SD The TEDxVaduz conference is a collaboration with artist Daniel Keller. We have both been interested in the values, aesthetics and tendencies of those involved in the Tech economy and the ideologies of Silicon Valley for a while. TED is an original blueprint for a particular kind of ideologically driven public speaking format which has spread to influence all other Tech presentations; it started generating licenses to 3rd party groups to do “TEDx” events —that emulate TED— in 2009.
We thought that an official TEDx, as an independently organized TED event, would be the perfect vehicle to analyze these values that somehow come with the format; and that Liechtenstein would be the perfect place for our attempt at a meta TEDx.
Liechtenstein has the highest GDP per capita and the lowest external debt of any nation in the world. It has also been labeled a tax haven at times. Vaduz is where the financial sector is based.
There were nine live presentations in total. We invited speakers that had relevance both to TED as a brand and to Liechtenstein: Emily Segal is an expert in luxury markets that used to work for the company that rebranded Liechtenstein but is also an artist and part of the trend forecasting group K-HOLE; Femke Herregraven spoke about her project Taxodus, a computer game/visualization of how offshore tax havens work; Peter Fend spoke about how certain parts of Liechtenstein could be taxed in ways that would encourage more efficient use of land and energy.

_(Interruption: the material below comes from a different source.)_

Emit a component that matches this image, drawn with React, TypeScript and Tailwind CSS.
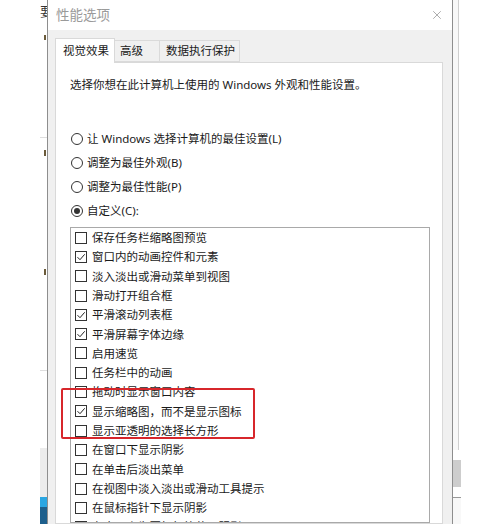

Daniel and I designed the stage set and backdrop for the event, which adhered to TED’s clear rules. We produced a backdrop by developing a tag-cloud, a visual representation of the most popular words ever used in TED talks, and a stage playfully depicting double land-locked Liechtenstein as an idealized palm-covered island. This allowed all the TEDxVaduz speakers to speak from an island, likely using those words that were swirling behind them.